Os gases de refrigeração têm um potencial de aquecimento global 23 mil vezes maior do que o dióxido de carbono e ficam na atmosfera 50 mil anos, alertou esta quinta-feira a investigadora Ana Pereiro, que salienta a importância da reciclagem.
Atualmente a quase totalidade desses gases, os gases fluorados, são libertados para a atmosfera quando se deixam de usar por exemplo automóveis, aparelhos de ar condicionado ou frigoríficos. O projeto de investigação KET4F-Gas, que tem como um dos parceiros a Faculdade de Ciências e Tecnologia (FCT) da Universidade Nova de Lisboa, pretende inverter a situação.
Através do projeto foram, nos últimos três anos, desenvolvidas tecnologias inovadoras para separar e reciclar os gases fluorados no fim do ciclo de vida dos equipamentos e as conclusões do projeto são apresentadas esta sexta-feira, no ‘webinar’ “Solutions for a Sustainable Management of Fluorinated Greenhouse Gases”. O projeto tem também uma componente de sensibilização para o problema, como explicou Ana Pereiro, investigadora principal da FCT e uma das coordenadoras do projeto.
Os gases fluorados (HFC) substituíram no final da década de 1990 os antigos gases usados nos sistemas de refrigeração, conhecidos como CFC (clorofluorcarbonetos), que eram muito destrutivos da camada de ozono. Os HFC foram na altura considerados ideais, sem serem tóxicos ou inflamáveis, e o seu uso aumentou exponencialmente, lembrou Ana Pereiro, salientando que estes gases fluorados têm afinal um “alto potencial de aquecimento global”.
Por isso, disse, o objetivo do projeto é evitar a libertação desses gases e sensibilizar consumidores, indústria e empresas. Por isso o projeto contempla uma ferramenta ‘online’ e gratuita para, por exemplo, o consumido conhecer melhor que tipo de gás usa o equipamento que está a comprar e poder optar pelos menos poluentes.
“Fizemos uma escala semelhante à etiqueta energética”, explicou, acrescentando que do projeto faz parte também um manual de boas práticas para a indústria.
Ana Pereiro salientou que os compostos em questão são seguros e inofensivos quando estão nos equipamentos, mas que o problema surge quando existem fugas.

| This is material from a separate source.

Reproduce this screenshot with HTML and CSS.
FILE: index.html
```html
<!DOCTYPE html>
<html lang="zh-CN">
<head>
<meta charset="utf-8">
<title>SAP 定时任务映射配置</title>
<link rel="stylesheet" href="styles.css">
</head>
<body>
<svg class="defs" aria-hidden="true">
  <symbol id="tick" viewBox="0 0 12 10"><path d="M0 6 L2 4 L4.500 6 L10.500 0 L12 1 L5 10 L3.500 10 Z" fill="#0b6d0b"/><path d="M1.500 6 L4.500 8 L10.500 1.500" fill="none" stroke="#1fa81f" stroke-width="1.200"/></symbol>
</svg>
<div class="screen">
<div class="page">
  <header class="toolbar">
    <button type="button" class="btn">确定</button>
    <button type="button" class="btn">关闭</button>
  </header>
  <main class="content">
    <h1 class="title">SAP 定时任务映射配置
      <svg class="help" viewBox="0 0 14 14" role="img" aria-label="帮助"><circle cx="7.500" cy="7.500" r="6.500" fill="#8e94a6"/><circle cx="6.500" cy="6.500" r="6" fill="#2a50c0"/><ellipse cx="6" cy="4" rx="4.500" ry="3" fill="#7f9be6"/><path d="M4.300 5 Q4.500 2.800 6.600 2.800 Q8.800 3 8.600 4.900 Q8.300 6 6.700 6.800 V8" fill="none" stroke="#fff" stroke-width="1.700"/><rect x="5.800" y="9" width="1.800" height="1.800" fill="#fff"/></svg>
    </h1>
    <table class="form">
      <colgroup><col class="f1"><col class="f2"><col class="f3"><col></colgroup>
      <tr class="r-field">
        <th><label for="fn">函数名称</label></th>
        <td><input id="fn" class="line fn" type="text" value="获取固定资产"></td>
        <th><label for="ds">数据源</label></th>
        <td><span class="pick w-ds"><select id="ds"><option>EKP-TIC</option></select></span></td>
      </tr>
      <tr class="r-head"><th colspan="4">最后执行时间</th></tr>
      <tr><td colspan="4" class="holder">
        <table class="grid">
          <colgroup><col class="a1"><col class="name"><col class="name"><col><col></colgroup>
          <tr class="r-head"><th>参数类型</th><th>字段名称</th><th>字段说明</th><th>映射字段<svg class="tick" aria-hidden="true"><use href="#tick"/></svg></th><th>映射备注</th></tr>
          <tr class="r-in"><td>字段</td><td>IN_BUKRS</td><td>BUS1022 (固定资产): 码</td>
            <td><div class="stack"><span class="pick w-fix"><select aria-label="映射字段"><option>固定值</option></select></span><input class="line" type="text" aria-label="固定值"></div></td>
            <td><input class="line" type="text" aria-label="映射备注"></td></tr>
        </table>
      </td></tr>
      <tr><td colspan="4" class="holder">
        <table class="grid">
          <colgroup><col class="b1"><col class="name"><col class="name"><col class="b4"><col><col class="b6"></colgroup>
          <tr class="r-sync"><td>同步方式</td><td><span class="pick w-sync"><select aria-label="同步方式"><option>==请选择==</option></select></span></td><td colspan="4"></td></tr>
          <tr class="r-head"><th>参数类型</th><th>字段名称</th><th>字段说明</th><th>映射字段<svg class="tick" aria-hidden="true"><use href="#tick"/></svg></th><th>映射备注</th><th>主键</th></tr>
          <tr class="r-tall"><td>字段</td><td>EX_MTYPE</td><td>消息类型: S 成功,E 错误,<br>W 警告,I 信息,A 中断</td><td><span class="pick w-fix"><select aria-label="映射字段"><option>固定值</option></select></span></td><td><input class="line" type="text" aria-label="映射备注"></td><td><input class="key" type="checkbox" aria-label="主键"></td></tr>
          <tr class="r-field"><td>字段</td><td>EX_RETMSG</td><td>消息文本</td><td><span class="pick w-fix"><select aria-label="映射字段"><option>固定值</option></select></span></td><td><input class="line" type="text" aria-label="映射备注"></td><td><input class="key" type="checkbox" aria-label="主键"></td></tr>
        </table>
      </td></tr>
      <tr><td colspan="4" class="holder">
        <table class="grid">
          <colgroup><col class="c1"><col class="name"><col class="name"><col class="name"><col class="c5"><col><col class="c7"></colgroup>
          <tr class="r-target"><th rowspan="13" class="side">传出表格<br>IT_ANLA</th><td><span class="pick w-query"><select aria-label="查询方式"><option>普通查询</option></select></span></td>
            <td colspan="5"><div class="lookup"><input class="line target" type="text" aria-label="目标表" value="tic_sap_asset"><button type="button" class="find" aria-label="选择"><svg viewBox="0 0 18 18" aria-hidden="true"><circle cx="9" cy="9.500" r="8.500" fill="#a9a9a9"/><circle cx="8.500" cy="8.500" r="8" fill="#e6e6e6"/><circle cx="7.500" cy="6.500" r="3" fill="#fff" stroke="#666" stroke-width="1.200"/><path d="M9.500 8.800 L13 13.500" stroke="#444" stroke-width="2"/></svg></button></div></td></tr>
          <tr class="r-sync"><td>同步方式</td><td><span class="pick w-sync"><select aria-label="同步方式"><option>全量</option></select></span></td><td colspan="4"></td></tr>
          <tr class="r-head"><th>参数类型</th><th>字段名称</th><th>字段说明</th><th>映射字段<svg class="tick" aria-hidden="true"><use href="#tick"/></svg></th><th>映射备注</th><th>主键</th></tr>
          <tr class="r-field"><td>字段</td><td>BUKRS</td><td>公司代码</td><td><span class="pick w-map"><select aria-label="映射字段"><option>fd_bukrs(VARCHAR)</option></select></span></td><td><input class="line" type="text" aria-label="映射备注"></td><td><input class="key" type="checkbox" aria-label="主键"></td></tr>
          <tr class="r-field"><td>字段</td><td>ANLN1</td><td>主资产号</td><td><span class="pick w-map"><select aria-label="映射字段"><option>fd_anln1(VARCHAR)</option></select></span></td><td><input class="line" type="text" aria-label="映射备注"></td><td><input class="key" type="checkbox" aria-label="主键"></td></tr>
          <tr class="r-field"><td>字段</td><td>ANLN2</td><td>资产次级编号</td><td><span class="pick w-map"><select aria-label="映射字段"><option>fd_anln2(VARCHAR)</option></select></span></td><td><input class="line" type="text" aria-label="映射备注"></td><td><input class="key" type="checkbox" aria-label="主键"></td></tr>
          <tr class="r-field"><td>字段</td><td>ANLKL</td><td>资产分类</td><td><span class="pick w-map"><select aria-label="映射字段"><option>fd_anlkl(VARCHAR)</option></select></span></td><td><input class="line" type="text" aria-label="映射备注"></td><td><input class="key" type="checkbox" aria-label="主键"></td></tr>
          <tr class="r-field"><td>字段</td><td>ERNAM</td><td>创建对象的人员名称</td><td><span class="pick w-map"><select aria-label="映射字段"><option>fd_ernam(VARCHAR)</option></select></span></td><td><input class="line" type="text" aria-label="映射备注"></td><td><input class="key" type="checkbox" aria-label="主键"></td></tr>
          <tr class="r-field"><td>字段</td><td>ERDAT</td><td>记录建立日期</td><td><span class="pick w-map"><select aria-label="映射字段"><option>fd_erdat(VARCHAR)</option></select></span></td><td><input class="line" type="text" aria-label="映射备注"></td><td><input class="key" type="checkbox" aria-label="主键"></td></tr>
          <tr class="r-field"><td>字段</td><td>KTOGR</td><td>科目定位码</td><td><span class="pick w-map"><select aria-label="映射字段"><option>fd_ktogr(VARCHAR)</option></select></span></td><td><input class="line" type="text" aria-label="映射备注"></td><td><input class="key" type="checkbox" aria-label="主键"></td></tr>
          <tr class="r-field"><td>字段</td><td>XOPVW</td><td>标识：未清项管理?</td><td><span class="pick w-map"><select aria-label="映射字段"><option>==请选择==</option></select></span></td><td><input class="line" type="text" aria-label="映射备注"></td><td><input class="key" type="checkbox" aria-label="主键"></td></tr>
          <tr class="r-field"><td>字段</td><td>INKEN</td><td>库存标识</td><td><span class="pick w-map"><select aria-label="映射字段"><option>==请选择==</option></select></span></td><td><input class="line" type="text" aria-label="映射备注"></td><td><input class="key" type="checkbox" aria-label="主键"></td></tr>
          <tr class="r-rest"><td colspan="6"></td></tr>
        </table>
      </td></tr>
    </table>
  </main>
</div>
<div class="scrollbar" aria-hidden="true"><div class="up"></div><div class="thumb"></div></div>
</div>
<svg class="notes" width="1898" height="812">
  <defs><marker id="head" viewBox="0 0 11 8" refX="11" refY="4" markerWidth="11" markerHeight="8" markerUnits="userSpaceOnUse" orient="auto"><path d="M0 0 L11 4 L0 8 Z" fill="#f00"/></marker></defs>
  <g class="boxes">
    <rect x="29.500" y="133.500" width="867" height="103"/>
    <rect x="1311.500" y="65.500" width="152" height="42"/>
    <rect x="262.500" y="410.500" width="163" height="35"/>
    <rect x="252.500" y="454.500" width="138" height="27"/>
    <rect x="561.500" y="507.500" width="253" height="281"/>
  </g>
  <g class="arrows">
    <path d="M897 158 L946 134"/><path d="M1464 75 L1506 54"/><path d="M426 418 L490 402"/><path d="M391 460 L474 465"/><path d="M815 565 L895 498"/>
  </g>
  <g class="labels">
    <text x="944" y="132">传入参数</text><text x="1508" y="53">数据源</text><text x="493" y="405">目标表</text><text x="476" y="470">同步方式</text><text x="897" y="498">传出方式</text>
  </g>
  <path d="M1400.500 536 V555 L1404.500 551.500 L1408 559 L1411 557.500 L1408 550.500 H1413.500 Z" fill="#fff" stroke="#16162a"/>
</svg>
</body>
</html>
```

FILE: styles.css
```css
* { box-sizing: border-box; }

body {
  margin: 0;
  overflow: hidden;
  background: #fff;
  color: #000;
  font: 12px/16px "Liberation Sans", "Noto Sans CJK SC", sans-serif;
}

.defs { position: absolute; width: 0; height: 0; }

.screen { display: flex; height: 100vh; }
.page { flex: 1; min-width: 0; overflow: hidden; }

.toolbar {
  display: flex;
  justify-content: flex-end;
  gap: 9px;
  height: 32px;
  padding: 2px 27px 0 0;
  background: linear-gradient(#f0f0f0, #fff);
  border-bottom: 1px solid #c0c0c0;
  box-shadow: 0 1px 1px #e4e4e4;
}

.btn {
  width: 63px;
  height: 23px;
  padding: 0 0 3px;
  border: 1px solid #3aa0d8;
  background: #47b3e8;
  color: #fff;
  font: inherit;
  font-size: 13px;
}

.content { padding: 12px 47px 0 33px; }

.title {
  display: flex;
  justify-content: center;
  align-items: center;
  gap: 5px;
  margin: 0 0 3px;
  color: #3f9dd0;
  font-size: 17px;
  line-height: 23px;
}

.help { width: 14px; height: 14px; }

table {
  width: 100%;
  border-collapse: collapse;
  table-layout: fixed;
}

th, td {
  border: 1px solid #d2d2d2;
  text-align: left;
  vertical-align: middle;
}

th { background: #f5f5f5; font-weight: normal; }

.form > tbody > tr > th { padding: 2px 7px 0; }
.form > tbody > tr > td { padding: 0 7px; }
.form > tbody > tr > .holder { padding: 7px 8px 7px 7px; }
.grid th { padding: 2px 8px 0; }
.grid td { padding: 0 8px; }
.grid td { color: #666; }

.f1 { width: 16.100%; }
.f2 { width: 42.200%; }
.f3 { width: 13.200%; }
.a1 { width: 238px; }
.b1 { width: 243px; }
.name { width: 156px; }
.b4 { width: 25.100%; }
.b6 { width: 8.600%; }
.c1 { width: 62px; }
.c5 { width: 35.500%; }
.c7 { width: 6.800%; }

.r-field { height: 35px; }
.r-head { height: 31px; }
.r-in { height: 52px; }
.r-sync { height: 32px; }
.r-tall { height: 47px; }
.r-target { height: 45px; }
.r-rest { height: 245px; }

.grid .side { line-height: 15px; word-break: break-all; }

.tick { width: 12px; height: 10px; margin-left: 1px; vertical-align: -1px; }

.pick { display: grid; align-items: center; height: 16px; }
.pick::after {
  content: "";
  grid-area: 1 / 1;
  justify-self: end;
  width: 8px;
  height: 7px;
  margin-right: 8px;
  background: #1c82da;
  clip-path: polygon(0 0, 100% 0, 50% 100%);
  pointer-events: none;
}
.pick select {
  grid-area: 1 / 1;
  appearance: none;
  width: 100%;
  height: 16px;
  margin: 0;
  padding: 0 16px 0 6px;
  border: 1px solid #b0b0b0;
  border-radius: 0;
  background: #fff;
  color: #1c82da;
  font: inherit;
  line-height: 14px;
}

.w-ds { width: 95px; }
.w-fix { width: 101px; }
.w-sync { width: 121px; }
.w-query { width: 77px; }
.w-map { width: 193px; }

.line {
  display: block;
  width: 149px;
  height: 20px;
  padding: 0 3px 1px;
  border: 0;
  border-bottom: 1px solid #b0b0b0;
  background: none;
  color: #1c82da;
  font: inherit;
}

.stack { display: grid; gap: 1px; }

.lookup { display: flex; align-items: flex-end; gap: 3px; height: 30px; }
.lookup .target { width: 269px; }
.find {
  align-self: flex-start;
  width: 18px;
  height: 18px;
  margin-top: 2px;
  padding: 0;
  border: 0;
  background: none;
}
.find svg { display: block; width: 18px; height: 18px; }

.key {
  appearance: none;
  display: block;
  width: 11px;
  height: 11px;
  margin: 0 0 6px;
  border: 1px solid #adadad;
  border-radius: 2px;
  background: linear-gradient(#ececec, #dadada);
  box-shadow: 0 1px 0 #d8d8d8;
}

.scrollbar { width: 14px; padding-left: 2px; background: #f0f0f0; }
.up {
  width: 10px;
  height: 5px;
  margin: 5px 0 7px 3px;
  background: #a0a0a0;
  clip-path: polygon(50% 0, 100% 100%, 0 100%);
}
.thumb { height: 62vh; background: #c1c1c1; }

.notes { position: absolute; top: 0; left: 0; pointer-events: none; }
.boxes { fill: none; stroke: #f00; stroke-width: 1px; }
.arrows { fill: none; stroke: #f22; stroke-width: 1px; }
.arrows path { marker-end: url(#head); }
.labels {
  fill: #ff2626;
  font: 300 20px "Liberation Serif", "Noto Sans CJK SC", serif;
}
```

E a verdade é que só entre 01% e 05% desses gases são recuperados dos equipamentos em fim de vida, ainda que existam unidades de reciclagem.
“Muitas pessoas tiram o cobre dos equipamentos e libertam todo o gás para a atmosfera”, alertou a especialista, acrescentando outro dado: no fim do ciclo de vida dos veículos, por falta de incentivos, o gás é libertado para a atmosfera. “Nenhum veículo chega com gás refrigerante e os ares condicionados chegam também sem esse gás”.
Os gases fluorados têm sido objeto de legislação na União Europeia desde 2015, a emissão para a atmosfera é proibida em Portugal desde 2017, e pretende-se substituí-los por alternativas com menor impacto ambiental até 2030, incentivando-se a investigação e de tecnologias para recuperar, separar e reciclar os gases.
Ana Pereiro alerta para o contrabando de gases fluorados e para o não cumprimento dos regulamentos e a falta de fiscalização, porque não há multas. E diz: “O que propomos é que em vez de se sancionar se incentive as empresas a terem boas práticas, que as empresas que instalem equipamentos com esses gases tenham certificação, que todos percebam que estas boas práticas têm de ser implementadas a nível doméstico e industrial”.
O projeto KET4F-Gas, financiado com dinheiros de Bruxelas e com a participação de 13 sócios e seis entidades associadas de quatro países, Portugal incluído, desenvolveu também tecnologias inovadoras para separar e reciclar os gases fluorados no fim do ciclo de vida dos equipamentos. São, nas palavras de Ana Pereiro, dois protótipos “únicos a nível mundial”, que em outubro devem ser implementados em ambiente real numa empresa gestora de resíduos.
Estima-se que em 2050 até 12% do total de emissões globais de gases com efeito de estufa poderão ter a sua origem em HFC, já que se espera que a procura mundial de energia para equipamentos de refrigeração triplique devido ao aumento da temperatura.
Ana Pereiro salientou a importância de um novo olhar para o problema, incentivando-se a recuperação dos gases fluorados (que são inofensivos para quem os maneja e liberta para a atmosfera). Mas também adiantou que para o setor “não há uma solução perfeita”.
Não havendo o refrigerante perfeito, as misturas que dão os gases fluorados são para já a solução, e “se forem usadas de maneira correta são inofensivas”.
Mas é preciso, salienta, explicar tudo isto às pessoas, porque “as pessoas quando pensam em aquecimento global só pensam no dióxido de carbono”.